__EXERCISE__.
Transcribe word for word only the span whose first line is the one with "Emit a component" and whose last line is the one with "import React from"; both of those lines belong to it.

__TASK INPUTS__.
>> Start

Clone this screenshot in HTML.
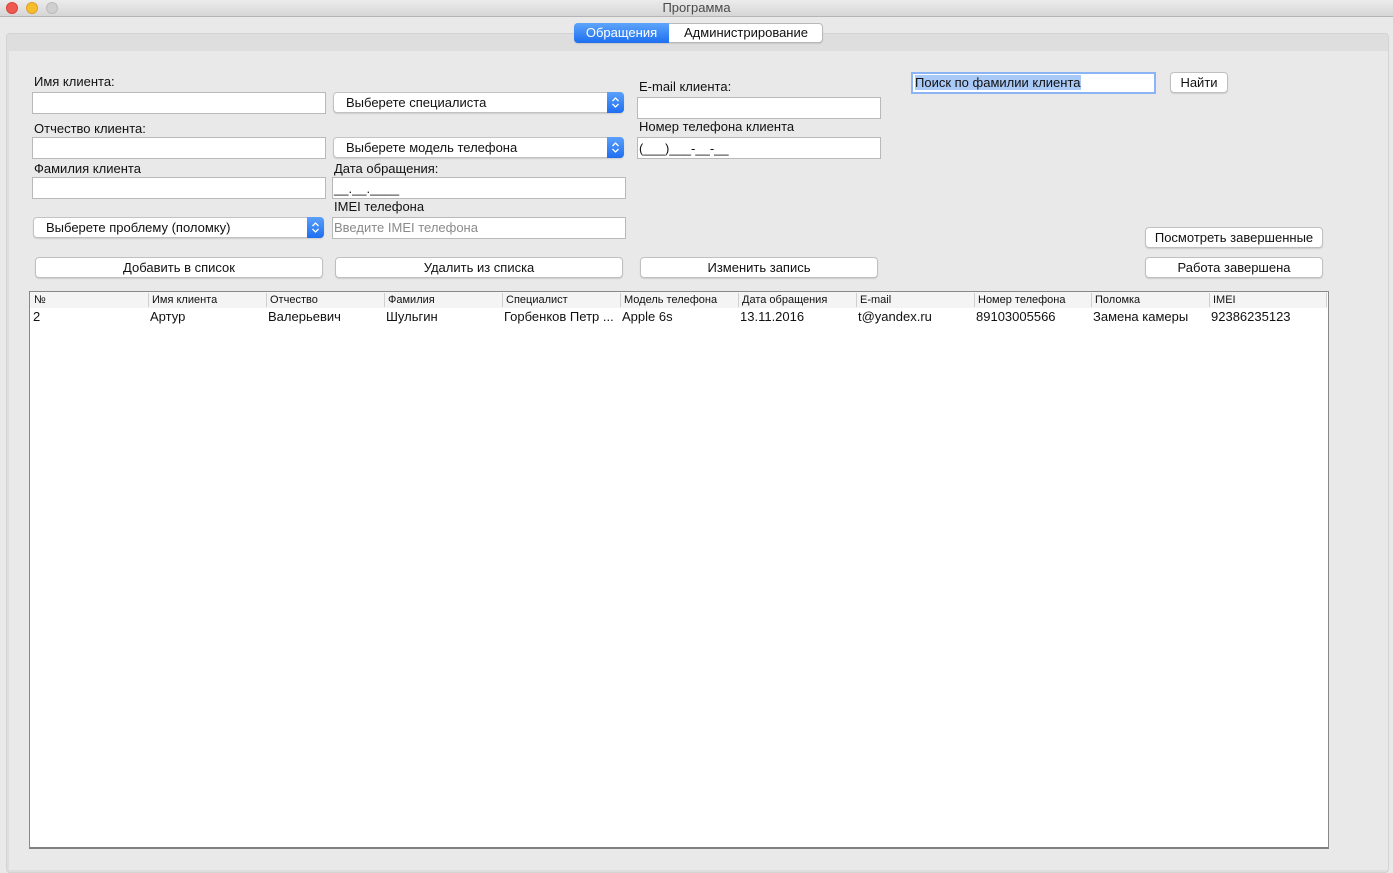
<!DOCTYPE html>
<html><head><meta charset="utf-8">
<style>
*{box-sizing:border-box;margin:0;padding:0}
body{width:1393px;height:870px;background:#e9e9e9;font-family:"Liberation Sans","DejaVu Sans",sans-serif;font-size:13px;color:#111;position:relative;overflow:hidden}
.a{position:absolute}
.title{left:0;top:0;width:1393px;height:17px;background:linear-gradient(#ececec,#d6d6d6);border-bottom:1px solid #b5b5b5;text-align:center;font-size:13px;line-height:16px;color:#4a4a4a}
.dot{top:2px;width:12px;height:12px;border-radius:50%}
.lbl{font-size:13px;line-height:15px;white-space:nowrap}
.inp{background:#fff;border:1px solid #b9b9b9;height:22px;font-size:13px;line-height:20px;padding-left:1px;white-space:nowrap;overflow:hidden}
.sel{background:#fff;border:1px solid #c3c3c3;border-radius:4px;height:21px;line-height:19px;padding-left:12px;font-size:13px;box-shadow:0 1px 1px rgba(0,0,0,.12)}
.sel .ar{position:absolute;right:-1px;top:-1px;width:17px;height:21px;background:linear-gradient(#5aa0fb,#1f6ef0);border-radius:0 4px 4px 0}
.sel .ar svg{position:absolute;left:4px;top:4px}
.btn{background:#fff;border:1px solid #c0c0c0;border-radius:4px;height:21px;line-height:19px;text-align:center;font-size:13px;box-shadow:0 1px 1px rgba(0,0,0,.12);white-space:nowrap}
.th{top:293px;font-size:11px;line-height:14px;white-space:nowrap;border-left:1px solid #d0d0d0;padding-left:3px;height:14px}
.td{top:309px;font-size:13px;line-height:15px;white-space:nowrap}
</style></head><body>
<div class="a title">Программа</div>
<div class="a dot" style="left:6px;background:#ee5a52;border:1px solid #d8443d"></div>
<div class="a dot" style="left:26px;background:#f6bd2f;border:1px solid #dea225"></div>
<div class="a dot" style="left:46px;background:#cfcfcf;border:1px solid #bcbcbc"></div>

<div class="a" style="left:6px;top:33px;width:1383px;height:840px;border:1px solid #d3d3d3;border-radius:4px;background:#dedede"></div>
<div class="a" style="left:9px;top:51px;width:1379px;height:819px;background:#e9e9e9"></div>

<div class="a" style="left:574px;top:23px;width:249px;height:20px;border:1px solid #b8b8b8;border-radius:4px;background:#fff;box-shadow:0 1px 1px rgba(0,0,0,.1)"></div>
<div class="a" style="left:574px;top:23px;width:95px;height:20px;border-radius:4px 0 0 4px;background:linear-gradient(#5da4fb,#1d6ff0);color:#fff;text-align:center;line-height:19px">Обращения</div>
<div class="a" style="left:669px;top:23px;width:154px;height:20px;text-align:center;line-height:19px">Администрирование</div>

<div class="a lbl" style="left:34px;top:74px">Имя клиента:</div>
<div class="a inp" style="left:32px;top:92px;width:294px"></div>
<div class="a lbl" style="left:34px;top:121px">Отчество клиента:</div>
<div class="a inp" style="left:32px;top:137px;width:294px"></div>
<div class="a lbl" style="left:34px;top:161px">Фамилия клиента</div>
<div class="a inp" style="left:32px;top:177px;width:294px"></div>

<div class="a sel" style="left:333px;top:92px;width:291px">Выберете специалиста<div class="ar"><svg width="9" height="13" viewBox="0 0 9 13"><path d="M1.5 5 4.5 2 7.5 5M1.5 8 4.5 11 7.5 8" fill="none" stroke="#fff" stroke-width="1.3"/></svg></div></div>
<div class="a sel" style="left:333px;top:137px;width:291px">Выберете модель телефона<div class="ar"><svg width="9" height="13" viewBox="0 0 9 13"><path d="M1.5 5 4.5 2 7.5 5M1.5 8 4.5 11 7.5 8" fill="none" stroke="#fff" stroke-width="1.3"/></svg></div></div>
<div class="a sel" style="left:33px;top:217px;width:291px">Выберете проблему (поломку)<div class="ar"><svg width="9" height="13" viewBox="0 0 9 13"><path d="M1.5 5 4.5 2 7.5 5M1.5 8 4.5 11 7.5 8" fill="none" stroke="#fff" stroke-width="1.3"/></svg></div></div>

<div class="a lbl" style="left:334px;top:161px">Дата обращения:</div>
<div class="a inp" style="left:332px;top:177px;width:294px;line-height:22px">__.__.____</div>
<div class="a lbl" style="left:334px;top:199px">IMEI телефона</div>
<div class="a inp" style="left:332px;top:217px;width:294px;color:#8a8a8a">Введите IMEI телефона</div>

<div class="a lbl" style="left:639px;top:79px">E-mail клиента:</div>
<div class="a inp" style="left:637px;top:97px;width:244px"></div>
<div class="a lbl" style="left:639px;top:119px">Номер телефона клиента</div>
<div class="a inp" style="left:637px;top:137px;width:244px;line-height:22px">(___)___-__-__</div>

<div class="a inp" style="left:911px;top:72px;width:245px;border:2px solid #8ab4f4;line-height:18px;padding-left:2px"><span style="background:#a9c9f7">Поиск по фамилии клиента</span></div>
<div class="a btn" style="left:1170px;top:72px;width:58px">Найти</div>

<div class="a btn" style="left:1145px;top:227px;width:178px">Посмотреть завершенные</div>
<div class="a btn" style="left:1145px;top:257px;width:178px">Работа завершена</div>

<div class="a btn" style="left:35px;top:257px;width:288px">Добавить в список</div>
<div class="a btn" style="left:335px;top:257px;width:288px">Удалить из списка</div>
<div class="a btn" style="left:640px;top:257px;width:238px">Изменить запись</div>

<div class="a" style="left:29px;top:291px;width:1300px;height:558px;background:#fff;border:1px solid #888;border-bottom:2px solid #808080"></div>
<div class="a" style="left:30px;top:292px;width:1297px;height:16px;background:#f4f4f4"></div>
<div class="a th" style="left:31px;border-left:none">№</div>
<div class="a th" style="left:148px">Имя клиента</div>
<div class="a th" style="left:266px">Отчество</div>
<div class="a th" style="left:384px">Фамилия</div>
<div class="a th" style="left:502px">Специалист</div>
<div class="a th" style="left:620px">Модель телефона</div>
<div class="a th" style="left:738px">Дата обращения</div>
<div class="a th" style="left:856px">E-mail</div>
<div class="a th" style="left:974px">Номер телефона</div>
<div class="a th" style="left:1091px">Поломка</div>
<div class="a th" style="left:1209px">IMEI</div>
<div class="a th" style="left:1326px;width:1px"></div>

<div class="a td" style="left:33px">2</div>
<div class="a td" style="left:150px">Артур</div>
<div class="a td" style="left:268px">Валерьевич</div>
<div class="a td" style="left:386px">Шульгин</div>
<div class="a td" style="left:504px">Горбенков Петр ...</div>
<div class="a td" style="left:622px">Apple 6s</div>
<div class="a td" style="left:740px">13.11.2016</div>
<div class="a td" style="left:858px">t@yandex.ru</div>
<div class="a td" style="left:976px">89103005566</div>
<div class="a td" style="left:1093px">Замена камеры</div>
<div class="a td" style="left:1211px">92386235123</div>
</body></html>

>> End
>> Start

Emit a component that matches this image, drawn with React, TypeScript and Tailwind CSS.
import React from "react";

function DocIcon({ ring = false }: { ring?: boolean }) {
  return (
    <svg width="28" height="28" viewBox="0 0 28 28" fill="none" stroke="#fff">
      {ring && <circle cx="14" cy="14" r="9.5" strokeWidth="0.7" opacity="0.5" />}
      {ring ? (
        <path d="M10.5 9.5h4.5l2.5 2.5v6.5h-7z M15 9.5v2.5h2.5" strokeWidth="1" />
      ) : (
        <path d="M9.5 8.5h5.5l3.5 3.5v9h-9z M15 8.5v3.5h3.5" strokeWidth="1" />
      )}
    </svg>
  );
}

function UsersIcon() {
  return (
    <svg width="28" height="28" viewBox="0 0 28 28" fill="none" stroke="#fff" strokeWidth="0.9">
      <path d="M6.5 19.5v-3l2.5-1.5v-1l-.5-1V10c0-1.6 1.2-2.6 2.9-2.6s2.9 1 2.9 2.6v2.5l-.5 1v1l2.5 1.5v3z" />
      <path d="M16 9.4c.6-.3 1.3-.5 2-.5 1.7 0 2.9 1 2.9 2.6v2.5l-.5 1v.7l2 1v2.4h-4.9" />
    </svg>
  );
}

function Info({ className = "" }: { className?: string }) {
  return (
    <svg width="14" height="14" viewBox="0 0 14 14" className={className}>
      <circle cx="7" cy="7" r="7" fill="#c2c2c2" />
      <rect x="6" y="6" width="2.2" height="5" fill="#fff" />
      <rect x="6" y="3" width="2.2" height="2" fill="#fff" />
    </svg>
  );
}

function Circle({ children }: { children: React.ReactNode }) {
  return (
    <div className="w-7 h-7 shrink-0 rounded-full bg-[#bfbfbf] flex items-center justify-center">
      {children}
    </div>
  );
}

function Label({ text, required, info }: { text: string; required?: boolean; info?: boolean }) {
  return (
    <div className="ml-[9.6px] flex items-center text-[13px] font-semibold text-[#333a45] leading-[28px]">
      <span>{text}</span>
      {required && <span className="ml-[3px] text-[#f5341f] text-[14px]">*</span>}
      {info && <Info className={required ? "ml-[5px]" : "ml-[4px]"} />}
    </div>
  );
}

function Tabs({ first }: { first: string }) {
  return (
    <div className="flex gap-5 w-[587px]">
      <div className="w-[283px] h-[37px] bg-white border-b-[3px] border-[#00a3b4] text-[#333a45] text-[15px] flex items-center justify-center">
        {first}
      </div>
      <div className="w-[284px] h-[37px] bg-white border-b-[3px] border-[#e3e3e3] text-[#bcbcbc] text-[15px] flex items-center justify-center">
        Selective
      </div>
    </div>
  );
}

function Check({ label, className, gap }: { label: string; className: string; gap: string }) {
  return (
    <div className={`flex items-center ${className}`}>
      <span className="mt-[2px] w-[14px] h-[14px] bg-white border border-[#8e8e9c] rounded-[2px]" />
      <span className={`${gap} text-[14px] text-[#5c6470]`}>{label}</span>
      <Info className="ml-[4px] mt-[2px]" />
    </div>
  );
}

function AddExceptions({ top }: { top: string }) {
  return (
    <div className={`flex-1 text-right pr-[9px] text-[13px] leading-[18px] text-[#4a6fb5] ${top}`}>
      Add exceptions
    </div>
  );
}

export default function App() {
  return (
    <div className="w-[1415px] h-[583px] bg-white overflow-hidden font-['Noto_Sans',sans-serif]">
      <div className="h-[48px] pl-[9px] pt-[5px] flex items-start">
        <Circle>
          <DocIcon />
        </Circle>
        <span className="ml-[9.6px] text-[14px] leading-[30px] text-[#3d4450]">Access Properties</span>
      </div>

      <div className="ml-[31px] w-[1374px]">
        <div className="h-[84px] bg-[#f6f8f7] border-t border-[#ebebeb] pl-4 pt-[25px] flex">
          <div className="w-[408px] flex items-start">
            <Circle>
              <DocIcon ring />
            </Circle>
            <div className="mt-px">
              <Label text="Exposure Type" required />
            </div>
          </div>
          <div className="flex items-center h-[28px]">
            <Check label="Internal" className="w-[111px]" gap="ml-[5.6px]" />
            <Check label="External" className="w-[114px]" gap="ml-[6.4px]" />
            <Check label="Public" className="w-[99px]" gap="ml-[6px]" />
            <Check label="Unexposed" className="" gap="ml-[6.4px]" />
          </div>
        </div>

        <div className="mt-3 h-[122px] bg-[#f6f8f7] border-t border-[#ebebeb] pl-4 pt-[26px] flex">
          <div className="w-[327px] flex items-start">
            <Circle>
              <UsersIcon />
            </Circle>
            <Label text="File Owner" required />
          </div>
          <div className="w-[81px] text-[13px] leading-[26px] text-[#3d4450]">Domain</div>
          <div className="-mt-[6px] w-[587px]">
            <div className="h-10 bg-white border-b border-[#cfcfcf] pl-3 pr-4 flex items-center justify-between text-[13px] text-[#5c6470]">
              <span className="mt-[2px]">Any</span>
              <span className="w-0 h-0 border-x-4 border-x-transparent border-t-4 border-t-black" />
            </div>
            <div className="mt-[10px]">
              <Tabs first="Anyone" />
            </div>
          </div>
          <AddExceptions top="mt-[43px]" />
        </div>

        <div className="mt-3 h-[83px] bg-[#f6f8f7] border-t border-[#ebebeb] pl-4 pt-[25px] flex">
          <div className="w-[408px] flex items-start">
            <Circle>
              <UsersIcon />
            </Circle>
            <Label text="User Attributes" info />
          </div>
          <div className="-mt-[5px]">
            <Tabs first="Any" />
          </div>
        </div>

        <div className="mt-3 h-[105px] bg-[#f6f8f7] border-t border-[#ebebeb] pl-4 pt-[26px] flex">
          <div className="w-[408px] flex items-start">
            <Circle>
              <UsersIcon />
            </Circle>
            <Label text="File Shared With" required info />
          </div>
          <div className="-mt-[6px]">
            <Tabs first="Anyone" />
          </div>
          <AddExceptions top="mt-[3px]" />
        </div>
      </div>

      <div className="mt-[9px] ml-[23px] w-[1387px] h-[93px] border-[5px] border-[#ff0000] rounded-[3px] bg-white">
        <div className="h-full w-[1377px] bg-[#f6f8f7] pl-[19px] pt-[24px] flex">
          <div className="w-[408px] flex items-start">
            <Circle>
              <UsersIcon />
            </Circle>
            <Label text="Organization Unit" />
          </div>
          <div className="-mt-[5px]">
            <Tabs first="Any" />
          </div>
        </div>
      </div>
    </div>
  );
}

>> End

__TASK RESPONSE__.
Emit a component that matches this image, drawn with React, TypeScript and Tailwind CSS.
import React from "react";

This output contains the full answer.